Much of the promise of wide-coverage parsing for NLP applications such as interrogating knowledge graphs remains unfulfilled.

The main obstacle lies in the semantic representations that such parsers deliver, which are invariably highly language- and form-dependent. Researchers have tried since the early '70s to build a less form-dependent computable natural language semantics by hand, and have invariably failed.

The approach advocated in the present project uses machine-reading with wide-coverage parsers on large amounts of text to build entailment graphs. This is done by finding type-consistent patterns of directional implication in traditional semantic relations over the same n-tuples of named-entity arguments---for example, that for authors X and literary works Y, if we read about X writing Y'', we are likely to also read elsewhere aboutX's Y'' and ``X being the author of Y''. This procedure uses directional similarity measures such as Weeds Precision over the number of pairs X,Y, to yield a noisy disjoint graph of potential directional entailments, to each of which a confidence probability can be assigned.

These still noisy probabilities are then made into an all-or-none entailment graph. exploiting the fact that true entailments are closed under transitivity. (That is, if we believe on the basis of strong local evidence that A entails B, and that B entails C, then we must believe A entails C, however weak the local evidence is.) This process yields set of graphs of hard entailments, in which cliques such as the above can be collapsed to a single paraphrase relation.
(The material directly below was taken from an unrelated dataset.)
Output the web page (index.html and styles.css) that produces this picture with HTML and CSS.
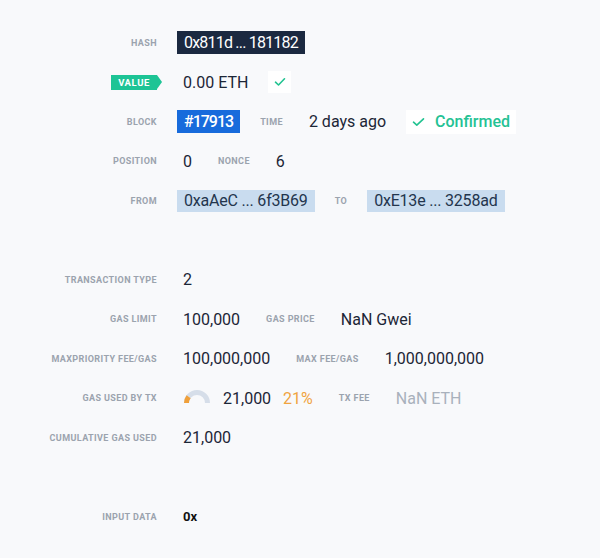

Since identifying form-independent entailments depends only on the types of the named entities, the relations in the graph may even be extracted from text in more than one language (Lewis and Steedman 2013a,b).

The original form-specific semantics in the parser can then be replaced by a form- and language-independent semantics, in which linguistic forms which are paraphrases are represented by the same relation label, unique to the clique concerned, and directional entailments are represented by conjunctions of such relations. The latter method has the advantage of being immediately compatible with the logical operators of traditional logical semantics, such as negation and quantification (Lewis and Steedman, 2014). The latter papers provide a proof of concept for the method outlined above, and improve empirically on other methods, including vector-based ones, on standard entailment tasks.

The ultimate goal of the present proposal is to leverage this form-independent semantics to create novel large knowledge graphs from unlabeled text, in which the nodes are the named entities, and the arcs the form-independent relation-identifiers. Harrison and Clark (2009) have shown show that a very old technique using ``spreading activation'' actually works to limit the otherwise exponential growth in costs of updating and querying the very large knowledge graphs that it is possible to build with modern computing machinery. Related techniques have been proposed by Lao et al, 2012. Among other datasets, we are investigating the Huawei product manuals and FAQ pages in this connection, working with Yantao Jia at Huawei.